Album itu kabarnya hanya dicetak dalam jumlah terbatas yaitu sekitar 350 keping dalam format LP dalam 33 1/3 RPM. Konon album ini juga tidak terlalu laku pada zaman itu. Mungkin masih dianggap terlampau “berat” atau kebarat-baratan oleh pasar.
Gaya permainan piano bebop memang terasa kuat di setiap komposisi yang dimainkan Bubi Chen. Aksentuasi gitar Jack Lesmana pun secara utuh membingkai dalam tiap frasa yang mereka garap dengan detil dan mempesona. Bubi Chen dan Jack Lesmana memang bak dwi tunggal dalam menghasilkan pola permaian jazz bersahabat bagi kuping penikmat jazz, bahkan bagi pemula sekalipun.
Bubi Chen lahir di kota Surabaya, 9 Februari 1938. Sejak kecil, Bubi sudah tumbuh dengan musik. Dia belajar piano ketika usianya masih lima tahun dengan bimbingan Di Lucia, pianis kebangsaan Italia yang saat itu tinggal di Surabaya.
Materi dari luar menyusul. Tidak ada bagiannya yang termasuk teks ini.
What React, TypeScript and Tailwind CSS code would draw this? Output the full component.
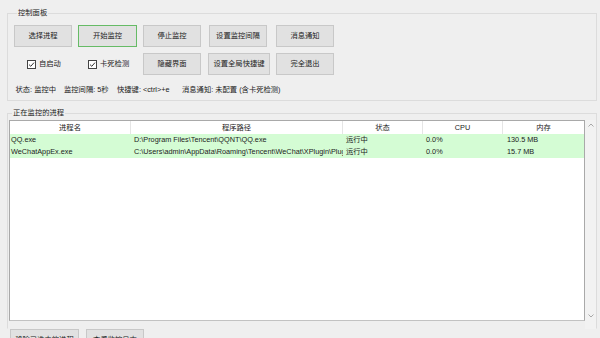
import clsx from "clsx";

type Proc = { name: string; path: string; state: string; cpu: string; mem: string };

const procs: Proc[] = [
  { name: "QQ.exe", path: "D:\\Program Files\\Tencent\\QQNT\\QQ.exe", state: "运行中", cpu: "0.0%", mem: "130.5 MB" },
  {
    name: "WeChatAppEx.exe",
    path: "C:\\Users\\admin\\AppData\\Roaming\\Tencent\\WeChat\\XPlugin\\Plugins\\RadiumWMPF\\WeChatAppEx.exe",
    state: "运行中",
    cpu: "0.0%",
    mem: "15.7 MB",
  },
];

const Btn = ({ label, w, green }: { label: string; w: string; green?: boolean }) => (
  <div
    className={clsx(
      "h-[22px] shrink-0 flex items-center justify-center border bg-[#e1e1e1] whitespace-nowrap",
      w,
      green ? "border-[#66bb66]" : "border-[#c8c8c8]"
    )}
  >
    {label}
  </div>
);

const Check = ({ label }: { label: string }) => (
  <div className="flex items-center gap-[3px]">
    <div className="w-[9px] h-[9px] border border-[#444] bg-white flex items-center justify-center">
      <svg width="7" height="7" viewBox="0 0 7 7" fill="none">
        <path d="M1 3.6 L2.8 5.3 L6 1.6" stroke="#333" strokeWidth="1" />
      </svg>
    </div>
    <span>{label}</span>
  </div>
);

const Chevron = ({ up }: { up?: boolean }) => (
  <svg width="6" height="4" viewBox="0 0 6 4" fill="none">
    <path d={up ? "M0.5 3.5 L3 1 L5.5 3.5" : "M0.5 0.5 L3 3 L5.5 0.5"} stroke="#a8a8a8" strokeWidth="1" />
  </svg>
);

export default function App() {
  return (
    <div className="w-[600px] h-[338px] overflow-hidden bg-[#efefef] text-[#222] text-[7.3px] leading-[10px] font-['Liberation_Sans','Noto_Sans_CJK_SC',sans-serif]">
      {/* 控制面板 */}
      <fieldset className="mt-[8px] ml-[7px] w-[590px] h-[93px] border border-[#dcdcdc] pl-[6px] pt-[7px]">
        <legend className="ml-[3px] px-[1px] leading-[10px]">控制面板</legend>
        <div className="flex">
          <Btn label="选择进程" w="w-[58px]" />
          <div className="ml-[6px]">
            <Btn label="开始监控" w="w-[59px]" green />
          </div>
          <div className="ml-[6px]">
            <Btn label="停止监控" w="w-[58px]" />
          </div>
          <div className="ml-[8px]">
            <Btn label="设置监控间隔" w="w-[58px]" />
          </div>
          <div className="ml-[9px]">
            <Btn label="消息通知" w="w-[58px]" />
          </div>
        </div>
        <div className="flex mt-[6px] items-center">
          <div className="w-[64px] pl-[13px]">
            <Check label="自启动" />
          </div>
          <div className="w-[65px] pl-[10px]">
            <Check label="卡死检测" />
          </div>
          <Btn label="隐藏界面" w="w-[58px]" />
          <div className="ml-[7px]">
            <Btn label="设置全局快捷键" w="w-[62px]" />
          </div>
          <div className="ml-[6px]">
            <Btn label="完全退出" w="w-[58px]" />
          </div>
        </div>
        <div className="mt-[10px] pl-[1.5px] flex whitespace-nowrap">
          <span className="w-[48.5px] shrink-0">状态: 监控中</span>
          <span className="w-[53px] shrink-0">监控间隔: 5秒</span>
          <span className="w-[65px] shrink-0">快捷键: &lt;ctrl&gt;+e</span>
          <span>消息通知: 未配置 (含卡死检测)</span>
        </div>
      </fieldset>

      {/* 正在监控的进程 */}
      <fieldset className="mt-[7px] ml-[7px] w-[590px] h-[221px] border border-[#dcdcdc] border-b-transparent pl-[1px] pt-[2px]">
        <legend className="ml-[3px] px-[1px] leading-[10px]">正在监控的进程</legend>
        <div className="flex items-start">
          <div className="w-[576px] h-[201px] bg-white border border-[#a9a9a9] border-b-[#c2c2c2] overflow-hidden">
            <div className="grid grid-cols-[121px_212px_80px_80px_1fr] h-[13px]">
              {["进程名", "程序路径", "状态", "CPU", "内存"].map((h, i) => (
                <div
                  key={h}
                  className={clsx("flex items-center justify-center", i < 4 && "border-r border-[#e5e5e5]")}
                >
                  {h}
                </div>
              ))}
            </div>
            {procs.map((p) => (
              <div key={p.name} className="grid grid-cols-[121px_212px_80px_80px_1fr] h-[12px] bg-[#d4fcd4] items-center whitespace-nowrap">
                <div className="pl-[1px] overflow-hidden">{p.name}</div>
                <div className="pl-[3px] overflow-hidden">{p.path}</div>
                <div className="pl-[3px] overflow-hidden">{p.state}</div>
                <div className="pl-[3px] overflow-hidden">{p.cpu}</div>
                <div className="pl-[4px] overflow-hidden">{p.mem}</div>
              </div>
            ))}
          </div>
          <div className="w-[11px] h-[209px] bg-[#f2f2f2] flex flex-col items-center justify-between pt-[3px] pb-[11px]">
            <Chevron up />
            <Chevron />
          </div>
        </div>
      </fieldset>

      <div className="flex pl-[10px] gap-[7px]">
        <Btn label="移除已选中的进程" w="w-[69px]" />
        <Btn label="查看监控日志" w="w-[58px]" />
      </div>
    </div>
  );
}
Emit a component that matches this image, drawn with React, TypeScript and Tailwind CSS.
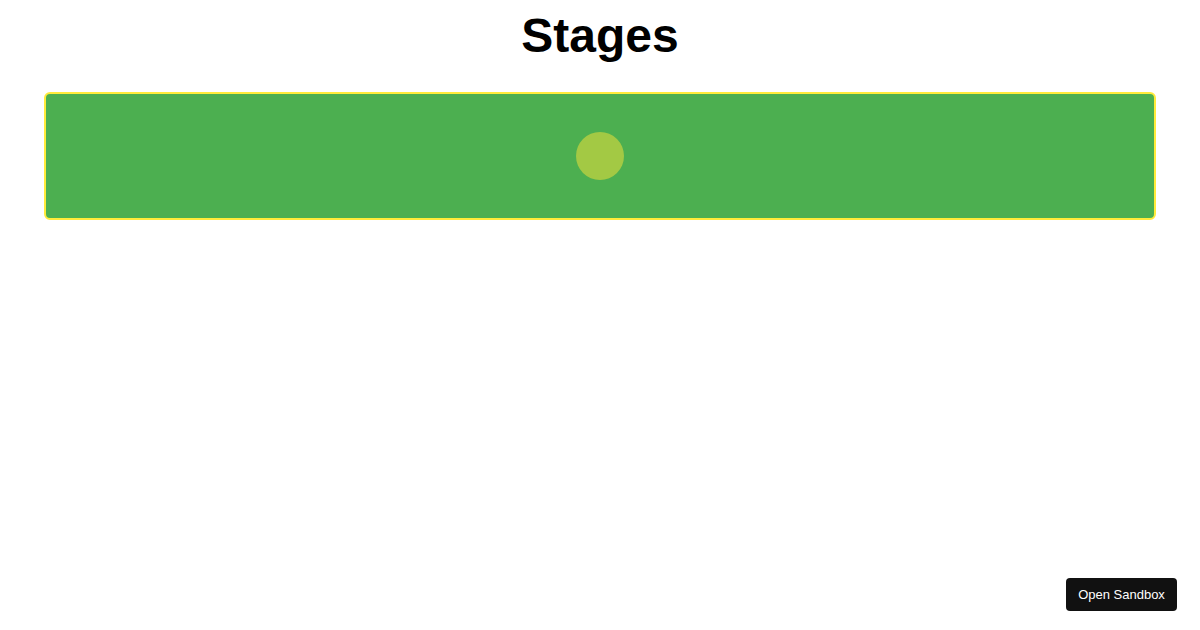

Motivasi Bubi Chen untuk mempelajari musik kian besar tatkala dia menyaksikan kedua saudaranya, Jopie dan Teddy Chen, mulai mahir bermain piano. Di fase ini, Bubi lebih banyak mengulik teknik dasar piano klasik. Pada kelas selanjutnya, dia dibimbing Yosef Bodmer, pianis berdarah Swiss. Wawasan musiknya makin meluas dan mulai mengenal jazz. Tak perlu waktu lama, potensi dan bakal itu sudah tercium oleh Yosef Bodmer.
“Saya tahu jazz adalah duniamu yang sebenarnya. Perdalamlah musik itu!” pesan Yosef Bodmer dengan yakin.
Pendalamannya membuahkan hasil dalam waktu singkat. Saat usianya belum genap 15 tahun, Bubi Chen sudah mampu mengaransemen karya komposer klasik macam Beethoven, Chopin, dan Mozart dengan balutan irama jazz. Tekad Bubi Chen sudah bulat, dia memutuskan untuk serius terjun ke dunia jazz.
Pada 1955, Bubi Chen berangkat ke Amerika Serikat guna mengikuti kursus di Wesco School of Music, New York. Di sana dia belajar dari Teddy Wilson, murid dari Benny Goodman yang disebut-sebut sebagai “Father of Swing”.
Sepulang dari AS, Bubi Chen mulai meniti karir musiknya di Indonesia. Bersama Jack Lesmana, mereka berdua sempat bikin album yang direkam di Lokananta dan diberi tajuk Bubi Chen with Strings pada tahun 1959.
Album tersebut mendapat tanggapan baik dari pasar dan para kritikus jazz. Album itu sempat diputar oleh Voice of America. Penyiarnya, Willis Conover, yang juga seorang pegiat jazz ternama AS, bahkan menyebut Bubi Chen sebagai “The Best Pianist of Asia”.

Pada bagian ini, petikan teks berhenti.